I wish I had appreciated the ethnic component in what we called the Race Issue back then. The black-white difference, I've come to believe, is more like the one between Anglos and Hispanics, Jews and Irish, than between just different colored chess pieces, black and white, that are the same inside, different only in outward color.


I wish I had had a greater appreciation of the distinctive cultures involved, of the language, the music, the black church. If I had thought about racial relations in ethnic terms, I might have made more sense.


Do you hold any anger — professionally or personally — because of The Crisis?


Oh, yes. Against all those who blackened Arkansas's and the South's and even America's name at the time. Even in his old age, I was never able to shake Orval Faubus' hand or show him anything but coldness. When we were together, I felt uncomfortable, and tried to get on the other side of the room, so I wouldn't be collateral damage when the lightning struck. Orval Faubus was no racist; he was just playing us for his own purposes, and very well. That I have trouble forgiving.


What do you know for sure about tolerance in America?


Very little. We're a fickle species. I strongly suspect tolerance grows in good times, contracts in hard times. And that we'll do things together, as a mob, or in the sway of groupthink, that we could never justify to our individual consciences.


What is your dream for America in regards to race relations?

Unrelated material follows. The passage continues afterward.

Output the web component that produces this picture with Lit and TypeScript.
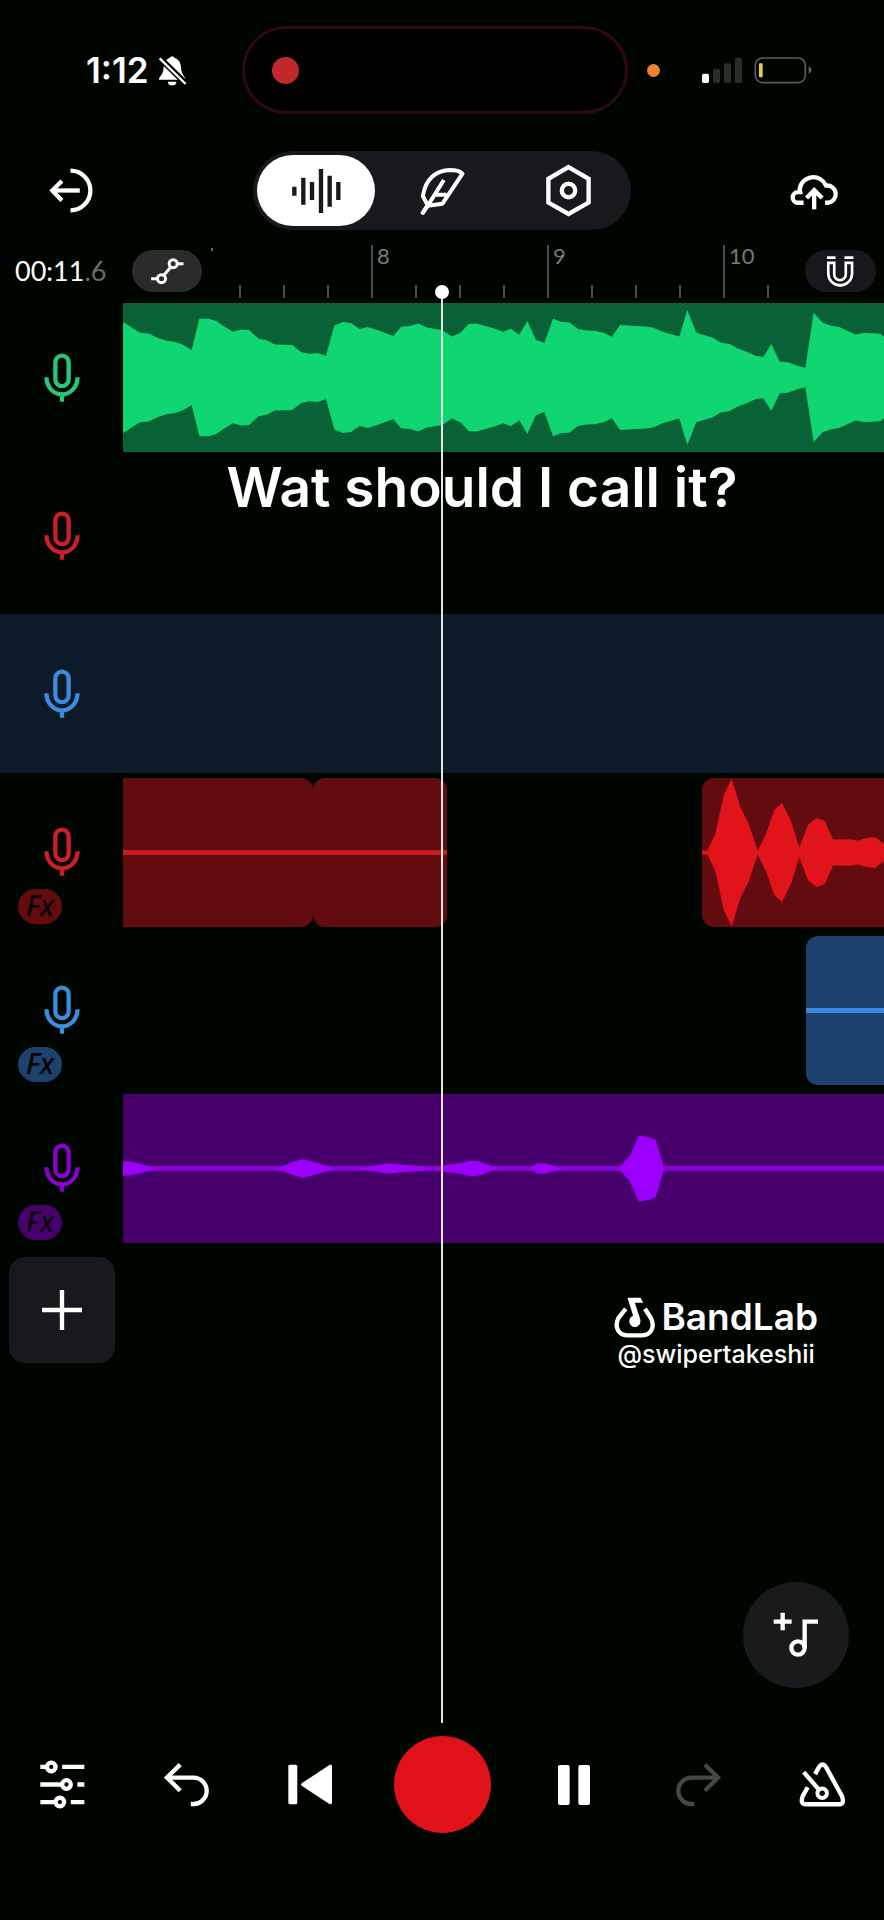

What Dr. King dreamed: that we judge people not by the color of their skin but by the content of their character. Maybe that's why I'm so opposed to racial preferences, aka Affirmative Action. I have to control myself when I'm told we need a black columnist or a woman writer on the editorial page for no better reason than that they're black or a woman. As if we run Thomas Sowell or Kathleen Parker because of their race or sex. I'm not much for Identity Politics. That whole approach is an insult to the human ability to see ourselves in others. As if dead white males like Shakespeare or Sophocles couldn't understand the human condition regardless of the race, creed, etc., of the human beings they wrote about.